Use Stories for same-day job updates: “Here’s what we walked into at 8 AM” followed by “Here’s the fix at 2 PM.” That narrative. Problem into solution. Builds credibility faster than any marketing copy ever could. It shows real work happening in real time by real people.

Use Reels for short educational clips: “How to check if your AC drain line is clogged in 30 seconds.” “Three signs your electrical panel needs upgrading. Look for these in your own home.” “This is what a healthy water heater should look like vs. One about to fail.” These perform disproportionately well because Instagram’s algorithm currently prioritizes Reels. A 30-second educational Reel can reach 10x the audience of a static photo post.

Nextdoor: The Most Underrated Platform for Contractors

Nextdoor is built entirely around neighborhoods. When someone posts “any recommendations for a reliable plumber?” and your name gets mentioned four times by four different neighbors, that’s social proof at the most local level possible. It’s the digital version of word-of-mouth. And it converts at a higher rate than any other social platform.

Your Nextdoor strategy:

  • Claim your business page. Add photos, services, contact info, and service area.
  • Encourage happy customers to recommend you. After every completed job, say “if you’re on Nextdoor, we’d love a recommendation. It helps neighbors find us.” Most will do it.
  • Monitor for service requests. Set alerts for keywords related to your trade in your service area. When someone posts “need an electrician,” be the first to respond.
  • Post local content. Seasonal maintenance reminders, local event sponsorships, community involvement.

A plumbing company in Atlanta generated 30% of their new customer calls from Nextdoor recommendations after six months of consistent effort. That’s 30% of new business with zero ad spend. Just presence and responsiveness.

Local Ad Spend: $200 Goes Further Than You Think

Boosted posts on Facebook and Instagram let you target by zip code, age, income, and homeowner status. A $200 boosted post targeting “homeowners aged 35-65 within 15 miles of [your city]” reaches 5,000-8,000 people in your exact service area. That’s a CPM of $25-$40. Competitive with any ad channel. And the targeting is more precise.

What to boost:

  • Seasonal offers. “$79 AC tune-up. Book before the heat hits.” Boost to homeowners in your zip codes two weeks before peak season.
  • Emergency service awareness. “24/7 emergency plumbing. We answer the phone at 2 AM.” Boost during severe weather events.
  • Customer wins with testimonials. Before/after photo with a real customer quote. Social proof in ad format.

What Not to Do. Learned the Hard Way

  • Don’t post political opinions from your business account. Ever.
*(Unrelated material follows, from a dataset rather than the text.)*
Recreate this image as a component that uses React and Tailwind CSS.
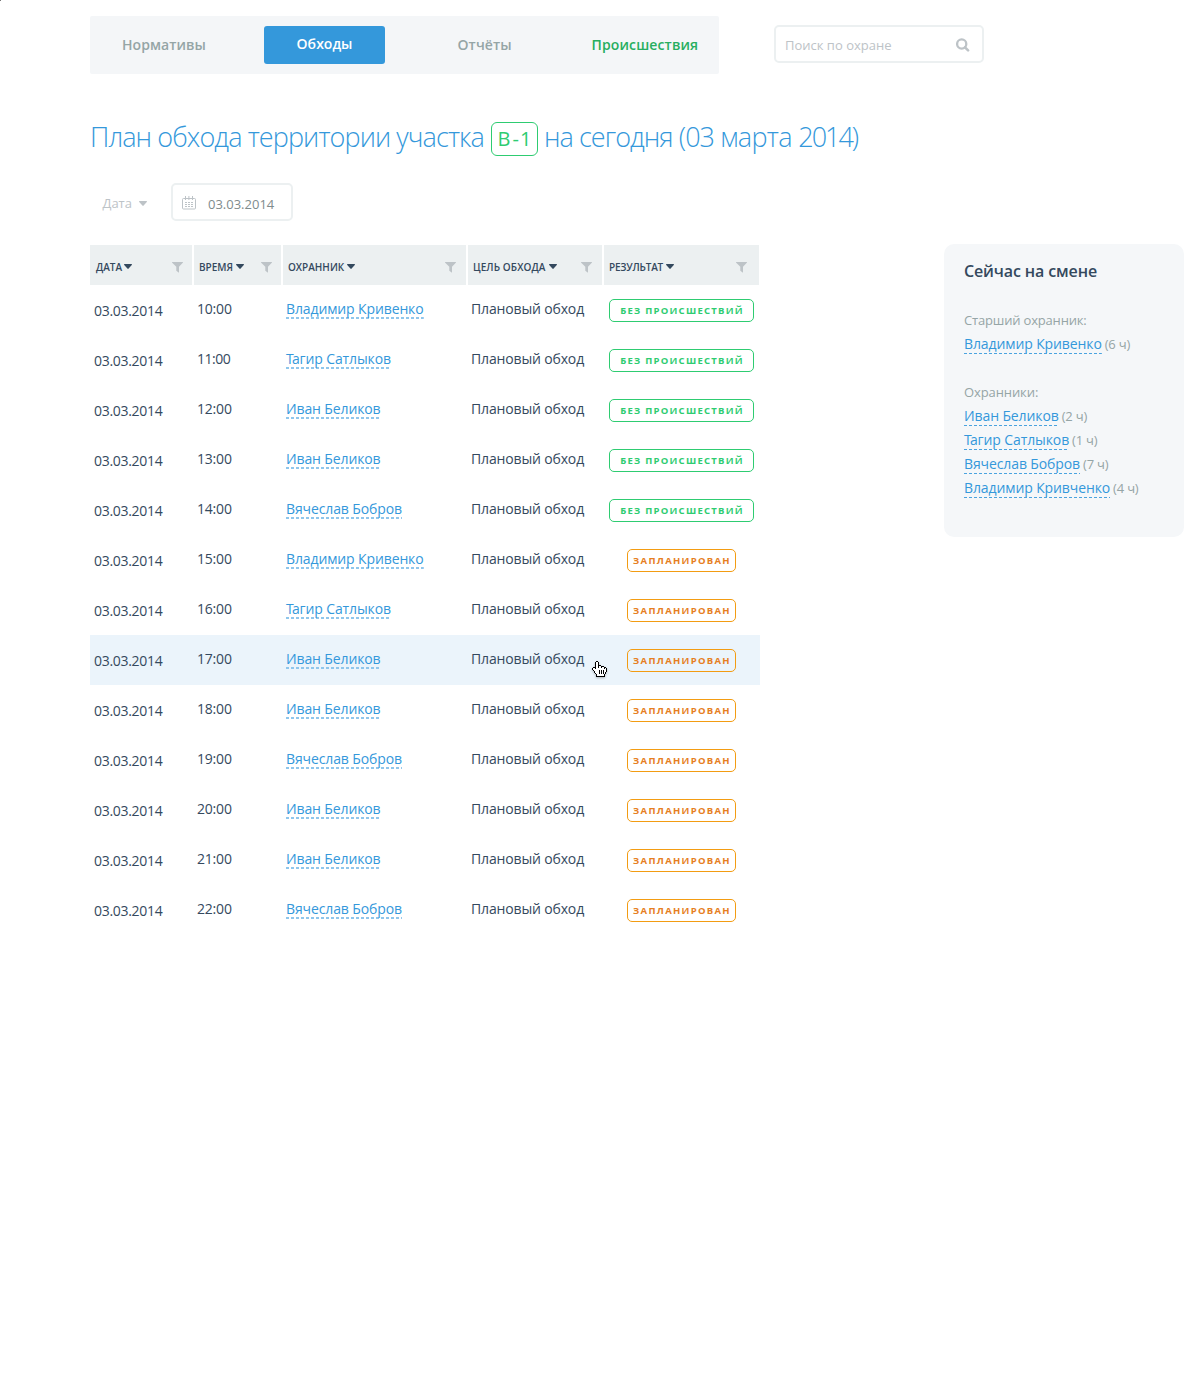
import React from "react";

const rows = [
  ["10:00", "Владимир Кривенко", true],
  ["11:00", "Тагир Сатлыков", true],
  ["12:00", "Иван Беликов", true],
  ["13:00", "Иван Беликов", true],
  ["14:00", "Вячеслав Бобров", true],
  ["15:00", "Владимир Кривенко", false],
  ["16:00", "Тагир Сатлыков", false],
  ["17:00", "Иван Беликов", false],
  ["18:00", "Иван Беликов", false],
  ["19:00", "Вячеслав Бобров", false],
  ["20:00", "Иван Беликов", false],
  ["21:00", "Иван Беликов", false],
  ["22:00", "Вячеслав Бобров", false],
];

const columns = [
  { label: "Дата", pad: "pl-[6px] pr-[9px]", gap: "ml-0.5" },
  { label: "Время", pad: "pl-[5px] pr-[9.5px]", gap: "ml-[3px]" },
  { label: "Охранник", pad: "pl-[5px] pr-[10.5px]", gap: "ml-[3px]" },
  { label: "Цель обхода", pad: "pl-[5px] pr-[10.5px] tracking-[0.1px]", gap: "ml-[3px]" },
  { label: "Результат", pad: "pl-[5px] pr-[12.5px] mr-px tracking-[-0.2px]", gap: "ml-[3px]" },
];

const onDuty = [
  ["Иван Беликов", 2],
  ["Тагир Сатлыков", 1],
  ["Вячеслав Бобров", 7],
  ["Владимир Кривченко", 4],
];

/* "X" is outline, "o" is fill. */
const HAND = [
  "....XX.........",
  "...XooX........",
  "...XooX........",
  "...XooX........",
  "...XooXXX......",
  "...XooXooXXX...",
  ".XXXooXooXooXX.",
  "XooXooooooooXoX",
  "XoooooooooooooX",
  ".XoooooXoXoXooX",
  "..XooooXoXoXooX",
  "..XooooXoXoXoX.",
  "...XoooXoXoXoX.",
  "....XoooooooX..",
  "....XoooooooX..",
  "....XXXXXXXXX..",
];

const GRID = "grid grid-cols-[102px_87px_183px_134px_156px] gap-x-0.5";

function Caret({ className }) {
  return (
    <svg width="8" height="5" viewBox="0 0 8 5" className={className} fill="currentColor">
      <path d="M.5 0h7c.5 0 .6.5.3.9L4.600 4.600c-.3.4-.8.4-1.200 0L.2.900C-.1.500 0 0 .5 0z" />
    </svg>
  );
}

function Funnel() {
  return (
    <svg width="11" height="11" viewBox="0 0 11 11" className="ml-auto mt-px text-[#bdc3c7]" fill="currentColor">
      <path d="M.4 0h10.200c.4 0 .5.5.2.800L7 4.700v6.100L4.300 8.700v-4L.2.800C-.1.500 0 0 .4 0z" />
    </svg>
  );
}

function CalendarIcon() {
  return (
    <svg width="14" height="14" viewBox="0 0 14 14" className="mt-px text-[#bdc3c7]" fill="none" stroke="currentColor">
      <rect x=".5" y="2.500" width="13" height="10.500" rx="1" />
      <path d="M3.500 0v4M6.900 0v4M10.500 0v4" />
      <path d="M3 6.500h8M3 8.500h8M3 10.500h8" strokeDasharray="2 1" />
    </svg>
  );
}

function SearchIcon() {
  return (
    <svg width="14" height="14" viewBox="0 0 14 14" className="mt-px text-[#bdc3c7]" fill="none" stroke="currentColor">
      <circle cx="5.700" cy="6" r="4.600" strokeWidth="2.300" />
      <path d="M9 9.300l3.100 3.100" strokeWidth="2.500" strokeLinecap="round" />
    </svg>
  );
}

function HandCursor() {
  return (
    <svg width="15" height="16" viewBox="0 0 15 16" className="absolute left-[502px] top-[416px] drop-shadow-[0_1px_1px_rgba(0,0,0,0.25)]" shapeRendering="crispEdges">
      {HAND.flatMap((line, y) =>
        [...line].map((c, x) =>
          c === "." ? null : <rect key={`${x}-${y}`} x={x} y={y} width="1" height="1" fill={c === "X" ? "#000" : "#fff"} />
        )
      )}
    </svg>
  );
}

/* Pulls the vowel under the crossbar of a leading "Т". */
function Name({ children }) {
  if (!children.startsWith("Та")) return children;
  return (
    <>
      <span className="tracking-[-1.8px]">Т</span>
      {children.slice(1)}
    </>
  );
}

function RowLink({ children }) {
  return (
    <a className="h-[19px] bg-[repeating-linear-gradient(90deg,#8fc6ec_0_3px,transparent_3px_5px)] bg-[length:100%_2px] bg-bottom bg-no-repeat text-[14px] leading-[18px] tracking-[-0.12px] text-[#3498db]">
      <Name>{children}</Name>
    </a>
  );
}

function DutyLine({ name, hours }) {
  return (
    <div className="flex h-6 items-start gap-[3px] whitespace-nowrap">
      <a className="h-5 bg-[repeating-linear-gradient(90deg,#4aa3df_0_3px,transparent_3px_5px)] bg-[length:100%_1px] bg-bottom bg-no-repeat text-[14px] leading-[19px] tracking-[-0.11px] text-[#3498db]">
        <Name>{name}</Name>
      </a>
      <span className="text-[13px] leading-5 tracking-[-0.2px] text-[#95a5a6]">({hours} ч)</span>
    </div>
  );
}

export default function App() {
  return (
    <div className="relative min-h-[1400px] w-[1200px] bg-white pl-[90px] pt-4 text-[#34495e] [font-family:'Open_Sans',sans-serif]">
      <span className="absolute left-0 top-0 size-px bg-[#777]" />
      <header className="flex items-start">
        <nav className="flex h-[58px] w-[629px] items-start rounded-[2px] bg-[#f4f6f8] pt-[10px] text-[14px] font-semibold leading-[38px] text-[#95a5a6]">
          <a className="w-[174px] pl-8 tracking-[0.05px]">Нормативы</a>
          <a className="h-[38px] w-[121px] rounded-[3px] bg-[#3498db] text-center leading-9 text-white">Обходы</a>
          <a className="w-[206px] pl-[72.5px] tracking-[0.1px]">Отчёты</a>
          <a className="pl-[0.5px] tracking-[0.13px] text-[#27ae60]">Происшествия</a>
        </nav>
        <div className="ml-[55px] mt-[9px] flex h-[38px] w-[210px] items-center justify-between rounded-[5px] border-2 border-[#ecf0f1] pl-[9px] pr-[12px]">
          <span className="pt-0.5 text-[13px] leading-5 text-[#bdc3c7]">Поиск по охране</span>
          <SearchIcon />
        </div>
      </header>

      <h1 className="mt-[44px] flex h-[38px] whitespace-nowrap text-[27px] font-light leading-[38px] text-[#3498db]">
        <span className="w-[394px] tracking-[-0.9px]">План обхода территории участка</span>
        <span className="ml-[7px] mr-[6px] mt-[4px] h-[34px] w-[47px] rounded-[6px] border border-[#2ecc71] pl-px text-center text-[20px] font-normal leading-8 tracking-[1px] text-[#2ecc71]">
          <span className="tracking-[2px]">В</span>-1
        </span>
        <span className="tracking-[-0.95px]">
          на сегодня (03 <span className="tracking-[-0.65px]">марта </span>
          <span className="tracking-[-2px]">2014)</span>
        </span>
      </h1>

      <div className="mt-[27px] flex h-[38px] items-center pl-[12.5px] text-[13px]">
        <span className="pt-0.5 leading-5 text-[#bdc3c7]">Дата</span>
        <Caret className="ml-[7.5px] mt-[3px] text-[#bdc3c7]" />
        <div className="ml-[23.5px] flex h-[38px] w-[122px] items-center rounded-[5px] border-2 border-[#ecf0f1] pl-[9px]">
          <CalendarIcon />
          <span className="ml-[12px] pt-1 leading-5 text-[#7f8c8d]">03.03.2014</span>
        </div>
      </div>

      <main className="mt-[23px] flex items-start">
        <section className="relative mt-px w-[670px]">
          <div className={`${GRID} h-10`}>
            {columns.map((c) => (
              <div
                key={c.label}
                className={`flex items-center bg-[#ecf0f1] pt-[3px] text-[10px] font-semibold uppercase leading-4 text-[#34495e] ${c.pad}`}
              >
                <span className="whitespace-nowrap">{c.label}</span>
                <Caret className={c.gap} />
                <Funnel />
              </div>
            ))}
          </div>
          {rows.map(([time, name, done]) => (
            <div key={time} className={`${GRID} h-[50px] text-[14px] leading-[18px] ${time === "17:00" ? "bg-[#ebf4fb]" : ""}`}>
              <div className="pl-1 pt-[17px] tracking-[-0.3px]">03.03.2014</div>
              <div className={`pl-[3px] pt-[15px] ${time === "11:00" ? "tracking-[-0.5px]" : "tracking-[-0.2px]"}`}>{time}</div>
              <div className="flex items-start whitespace-nowrap pl-[3px] pt-[15px]">
                <RowLink>{name}</RowLink>
              </div>
              <div className="whitespace-nowrap pl-[3px] pt-[15px] tracking-[-0.15px]">Плановый обход</div>
              <div className="flex items-start justify-center pr-[2px] pt-[14px]">
                {done ? (
                  <span className="h-[23px] w-[145px] whitespace-nowrap rounded-[5px] border border-[#2ecc71] pl-[2px] text-center text-[9.5px] font-bold leading-[22px] tracking-[1.25px] text-[#2ecc71]">
                    БЕЗ ПРОИСШЕСТВИЙ
                  </span>
                ) : (
                  <span className="h-[23px] w-[109px] whitespace-nowrap rounded-[5px] border border-[#f39c12] pl-[2px] text-center text-[9.5px] font-bold leading-[22px] tracking-[1.3px] text-[#e67e22]">
                    ЗАПЛАНИРОВАН
                  </span>
                )}
              </div>
            </div>
          ))}
          <HandCursor />
        </section>

        <aside className="ml-[184px] h-[293px] w-[240px] rounded-[10px] bg-[#f5f7f9] pl-5 pt-[17px]">
          <h2 className="text-[16px] font-semibold leading-5 tracking-[-0.12px] text-[#34495e]">Сейчас на смене</h2>
          <p className="mt-[29px] h-6 text-[13px] leading-5 tracking-[-0.18px] text-[#95a5a6]">Старший охранник:</p>
          <DutyLine name="Владимир Кривенко" hours={6} />
          <p className="mt-6 h-6 text-[13px] leading-5 tracking-[-0.1px] text-[#95a5a6]">Охранники:</p>
          {onDuty.map(([name, hours]) => (
            <DutyLine key={name} name={name} hours={hours} />
          ))}
        </aside>
      </main>
    </div>
  );
}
You will lose half your customer base overnight.
  • Don’t post memes. You’re a contractor, not a comedy page. It cheapens your brand.
  • Don’t argue with negative commenters in public. Take it to DM or phone. Public arguments make you look unprofessional even when you’re right.
  • Don’t post sporadically. A dead-looking social page with a last post from eight months ago is worse than no page at all. It signals “we don’t pay attention to details.”
  • Don’t buy followers. Fake followers don’t call you for estimates. They don’t refer you to neighbors. They don’t leave reviews. All they do is make your engagement rate look terrible, which the algorithm penalizes.

Social media for contractors is simple: show your work, share useful tips, engage with your community. Do it consistently. Not perfectly, but reliably. The phone rings more when your name is everywhere your customers are looking.